## Goal
Type out the data exactly as given. Skip any image.

------------------------------------------------

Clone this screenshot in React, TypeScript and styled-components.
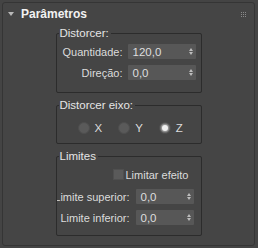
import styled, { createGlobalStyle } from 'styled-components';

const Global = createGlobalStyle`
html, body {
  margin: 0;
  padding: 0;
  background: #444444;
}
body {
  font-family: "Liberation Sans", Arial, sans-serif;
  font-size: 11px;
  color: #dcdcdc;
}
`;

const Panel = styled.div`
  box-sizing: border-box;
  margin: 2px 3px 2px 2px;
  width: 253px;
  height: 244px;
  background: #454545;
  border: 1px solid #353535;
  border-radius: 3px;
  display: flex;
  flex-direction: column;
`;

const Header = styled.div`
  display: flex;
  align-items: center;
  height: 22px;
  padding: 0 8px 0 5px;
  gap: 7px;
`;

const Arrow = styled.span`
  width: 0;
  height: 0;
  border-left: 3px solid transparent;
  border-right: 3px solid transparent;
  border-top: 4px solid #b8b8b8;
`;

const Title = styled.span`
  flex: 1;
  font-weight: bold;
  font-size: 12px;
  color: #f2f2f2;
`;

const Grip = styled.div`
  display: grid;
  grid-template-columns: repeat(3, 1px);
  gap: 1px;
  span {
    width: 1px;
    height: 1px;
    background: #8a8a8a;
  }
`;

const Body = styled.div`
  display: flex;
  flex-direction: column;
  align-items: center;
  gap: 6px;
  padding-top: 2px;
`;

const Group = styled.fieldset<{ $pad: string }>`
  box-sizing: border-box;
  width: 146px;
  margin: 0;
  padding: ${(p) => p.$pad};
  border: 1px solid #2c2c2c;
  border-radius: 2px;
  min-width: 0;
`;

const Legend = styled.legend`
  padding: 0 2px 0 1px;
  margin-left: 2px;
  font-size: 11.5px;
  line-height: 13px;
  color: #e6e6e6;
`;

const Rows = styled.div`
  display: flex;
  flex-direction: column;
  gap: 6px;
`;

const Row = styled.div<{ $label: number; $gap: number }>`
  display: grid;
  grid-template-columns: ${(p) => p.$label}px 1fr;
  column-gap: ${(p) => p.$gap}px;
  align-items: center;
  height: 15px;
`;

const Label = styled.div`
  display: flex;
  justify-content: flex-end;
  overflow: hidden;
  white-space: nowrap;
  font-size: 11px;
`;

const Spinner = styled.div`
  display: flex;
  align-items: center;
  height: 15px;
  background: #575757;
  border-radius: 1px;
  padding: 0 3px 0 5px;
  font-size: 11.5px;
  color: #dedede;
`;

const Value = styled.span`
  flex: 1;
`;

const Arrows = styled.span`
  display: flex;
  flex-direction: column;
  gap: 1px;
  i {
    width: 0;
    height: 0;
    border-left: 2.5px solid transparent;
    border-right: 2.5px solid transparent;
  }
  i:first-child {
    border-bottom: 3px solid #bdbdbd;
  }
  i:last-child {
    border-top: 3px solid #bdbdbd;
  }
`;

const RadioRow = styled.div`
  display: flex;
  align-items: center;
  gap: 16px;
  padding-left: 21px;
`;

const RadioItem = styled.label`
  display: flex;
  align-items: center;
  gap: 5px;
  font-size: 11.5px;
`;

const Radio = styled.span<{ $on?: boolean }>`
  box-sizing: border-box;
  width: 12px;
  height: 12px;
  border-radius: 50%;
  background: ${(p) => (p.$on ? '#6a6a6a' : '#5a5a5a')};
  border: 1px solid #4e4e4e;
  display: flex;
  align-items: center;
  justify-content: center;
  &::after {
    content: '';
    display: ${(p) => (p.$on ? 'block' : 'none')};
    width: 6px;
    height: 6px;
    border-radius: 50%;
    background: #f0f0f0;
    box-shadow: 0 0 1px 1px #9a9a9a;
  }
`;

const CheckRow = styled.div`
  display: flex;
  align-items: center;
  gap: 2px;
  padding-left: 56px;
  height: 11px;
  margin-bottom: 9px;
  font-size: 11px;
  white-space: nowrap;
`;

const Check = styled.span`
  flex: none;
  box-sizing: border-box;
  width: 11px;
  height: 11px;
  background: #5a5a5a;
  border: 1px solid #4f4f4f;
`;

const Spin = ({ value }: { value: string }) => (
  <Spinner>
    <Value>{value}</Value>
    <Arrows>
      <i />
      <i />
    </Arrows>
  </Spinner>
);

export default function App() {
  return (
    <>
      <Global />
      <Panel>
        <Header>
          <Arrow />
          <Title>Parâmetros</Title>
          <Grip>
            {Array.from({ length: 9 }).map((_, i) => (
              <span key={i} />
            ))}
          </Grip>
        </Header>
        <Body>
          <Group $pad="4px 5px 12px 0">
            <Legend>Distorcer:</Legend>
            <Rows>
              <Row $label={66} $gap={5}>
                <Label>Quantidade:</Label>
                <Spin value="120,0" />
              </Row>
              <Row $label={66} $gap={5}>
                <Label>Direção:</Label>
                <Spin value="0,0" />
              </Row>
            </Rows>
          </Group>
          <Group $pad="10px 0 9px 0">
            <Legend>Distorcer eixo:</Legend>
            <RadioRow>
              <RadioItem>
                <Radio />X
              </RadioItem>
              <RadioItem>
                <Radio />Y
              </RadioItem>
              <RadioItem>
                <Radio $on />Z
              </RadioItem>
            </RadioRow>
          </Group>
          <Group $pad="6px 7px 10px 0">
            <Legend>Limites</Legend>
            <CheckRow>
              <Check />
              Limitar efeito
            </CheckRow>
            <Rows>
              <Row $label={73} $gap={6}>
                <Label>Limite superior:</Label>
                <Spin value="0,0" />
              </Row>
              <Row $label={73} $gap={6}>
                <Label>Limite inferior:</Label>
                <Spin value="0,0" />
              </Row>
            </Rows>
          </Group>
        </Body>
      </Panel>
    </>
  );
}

------------------------------------------------

## Response
Clone this screenshot in React, TypeScript and styled-components.
import styled, { createGlobalStyle } from 'styled-components';

const Global = createGlobalStyle`
html, body {
  margin: 0;
  padding: 0;
  background: #444444;
}
body {
  font-family: "Liberation Sans", Arial, sans-serif;
  font-size: 11px;
  color: #dcdcdc;
}
`;

const Panel = styled.div`
  box-sizing: border-box;
  margin: 2px 3px 2px 2px;
  width: 253px;
  height: 244px;
  background: #454545;
  border: 1px solid #353535;
  border-radius: 3px;
  display: flex;
  flex-direction: column;
`;

const Header = styled.div`
  display: flex;
  align-items: center;
  height: 22px;
  padding: 0 8px 0 5px;
  gap: 7px;
`;

const Arrow = styled.span`
  width: 0;
  height: 0;
  border-left: 3px solid transparent;
  border-right: 3px solid transparent;
  border-top: 4px solid #b8b8b8;
`;

const Title = styled.span`
  flex: 1;
  font-weight: bold;
  font-size: 12px;
  color: #f2f2f2;
`;

const Grip = styled.div`
  display: grid;
  grid-template-columns: repeat(3, 1px);
  gap: 1px;
  span {
    width: 1px;
    height: 1px;
    background: #8a8a8a;
  }
`;

const Body = styled.div`
  display: flex;
  flex-direction: column;
  align-items: center;
  gap: 6px;
  padding-top: 2px;
`;

const Group = styled.fieldset<{ $pad: string }>`
  box-sizing: border-box;
  width: 146px;
  margin: 0;
  padding: ${(p) => p.$pad};
  border: 1px solid #2c2c2c;
  border-radius: 2px;
  min-width: 0;
`;

const Legend = styled.legend`
  padding: 0 2px 0 1px;
  margin-left: 2px;
  font-size: 11.5px;
  line-height: 13px;
  color: #e6e6e6;
`;

const Rows = styled.div`
  display: flex;
  flex-direction: column;
  gap: 6px;
`;

const Row = styled.div<{ $label: number; $gap: number }>`
  display: grid;
  grid-template-columns: ${(p) => p.$label}px 1fr;
  column-gap: ${(p) => p.$gap}px;
  align-items: center;
  height: 15px;
`;

const Label = styled.div`
  display: flex;
  justify-content: flex-end;
  overflow: hidden;
  white-space: nowrap;
  font-size: 11px;
`;

const Spinner = styled.div`
  display: flex;
  align-items: center;
  height: 15px;
  background: #575757;
  border-radius: 1px;
  padding: 0 3px 0 5px;
  font-size: 11.5px;
  color: #dedede;
`;

const Value = styled.span`
  flex: 1;
`;

const Arrows = styled.span`
  display: flex;
  flex-direction: column;
  gap: 1px;
  i {
    width: 0;
    height: 0;
    border-left: 2.5px solid transparent;
    border-right: 2.5px solid transparent;
  }
  i:first-child {
    border-bottom: 3px solid #bdbdbd;
  }
  i:last-child {
    border-top: 3px solid #bdbdbd;
  }
`;

const RadioRow = styled.div`
  display: flex;
  align-items: center;
  gap: 16px;
  padding-left: 21px;
`;

const RadioItem = styled.label`
  display: flex;
  align-items: center;
  gap: 5px;
  font-size: 11.5px;
`;

const Radio = styled.span<{ $on?: boolean }>`
  box-sizing: border-box;
  width: 12px;
  height: 12px;
  border-radius: 50%;
  background: ${(p) => (p.$on ? '#6a6a6a' : '#5a5a5a')};
  border: 1px solid #4e4e4e;
  display: flex;
  align-items: center;
  justify-content: center;
  &::after {
    content: '';
    display: ${(p) => (p.$on ? 'block' : 'none')};
    width: 6px;
    height: 6px;
    border-radius: 50%;
    background: #f0f0f0;
    box-shadow: 0 0 1px 1px #9a9a9a;
  }
`;

const CheckRow = styled.div`
  display: flex;
  align-items: center;
  gap: 2px;
  padding-left: 56px;
  height: 11px;
  margin-bottom: 9px;
  font-size: 11px;
  white-space: nowrap;
`;

const Check = styled.span`
  flex: none;
  box-sizing: border-box;
  width: 11px;
  height: 11px;
  background: #5a5a5a;
  border: 1px solid #4f4f4f;
`;

const Spin = ({ value }: { value: string }) => (
  <Spinner>
    <Value>{value}</Value>
    <Arrows>
      <i />
      <i />
    </Arrows>
  </Spinner>
);

export default function App() {
  return (
    <>
      <Global />
      <Panel>
        <Header>
          <Arrow />
          <Title>Parâmetros</Title>
          <Grip>
            {Array.from({ length: 9 }).map((_, i) => (
              <span key={i} />
            ))}
          </Grip>
        </Header>
        <Body>
          <Group $pad="4px 5px 12px 0">
            <Legend>Distorcer:</Legend>
            <Rows>
              <Row $label={66} $gap={5}>
                <Label>Quantidade:</Label>
                <Spin value="120,0" />
              </Row>
              <Row $label={66} $gap={5}>
                <Label>Direção:</Label>
                <Spin value="0,0" />
              </Row>
            </Rows>
          </Group>
          <Group $pad="10px 0 9px 0">
            <Legend>Distorcer eixo:</Legend>
            <RadioRow>
              <RadioItem>
                <Radio />X
              </RadioItem>
              <RadioItem>
                <Radio />Y
              </RadioItem>
              <RadioItem>
                <Radio $on />Z
              </RadioItem>
            </RadioRow>
          </Group>
          <Group $pad="6px 7px 10px 0">
            <Legend>Limites</Legend>
            <CheckRow>
              <Check />
              Limitar efeito
            </CheckRow>
            <Rows>
              <Row $label={73} $gap={6}>
                <Label>Limite superior:</Label>
                <Spin value="0,0" />
              </Row>
              <Row $label={73} $gap={6}>
                <Label>Limite inferior:</Label>
                <Spin value="0,0" />
              </Row>
            </Rows>
          </Group>
        </Body>
      </Panel>
    </>
  );
}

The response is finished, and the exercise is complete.